After some disappointing metrics coming out of the contextual ads it places on MySpace, Google has begun to look at other ways it can serve ads in online social communities.
This could essentially involve a more granular look at not only what content is on the page but also the dynamics of the social graph itself. People’s influence on one another for example, could be added to the equation to determine ad placements that have the greatest likelihood of engagement.
This influence could be measured and assigned to individuals in the same way that it’s currently applied to Web pages and publishers. People, in other words, become the units of ad networks — or the basis for a page rank — rather than sites. An interesting concept.
Those with lots of friends and frequent interaction on social networks under this setup, would be the most valuable targets. If Google develops this concept, its Open Social initiative meanwhile makes it more feasible to track and monetize these factors across a number of sites.
This reminds us of what BuzzLogic is doing throughout the blogosphere — influential bloggers on certain topics are identified for brand advertisers in those areas. We could see this concept develop further and manifest in other ways and venues, including local.

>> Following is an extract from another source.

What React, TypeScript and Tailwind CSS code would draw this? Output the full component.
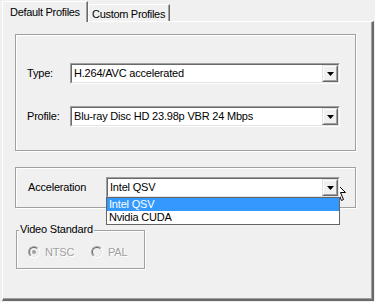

In a social environment like Yelp, it could have implications for local advertising, where the most influential discussions are happening around neighborhoods and cities. Topix and others are also positioned around the UGC that could be the basis for this new form of “influence tracking” in local.
Through this, national advertisers and agencies could begin to see opportunities to support their local branches (which they don’t do very well in large part) by placing ads where and when the conversations are happening that have the most influence on local buying behavior.
It could take a while for something like this to materialize though — and just as long for Madison Avenue to catch on.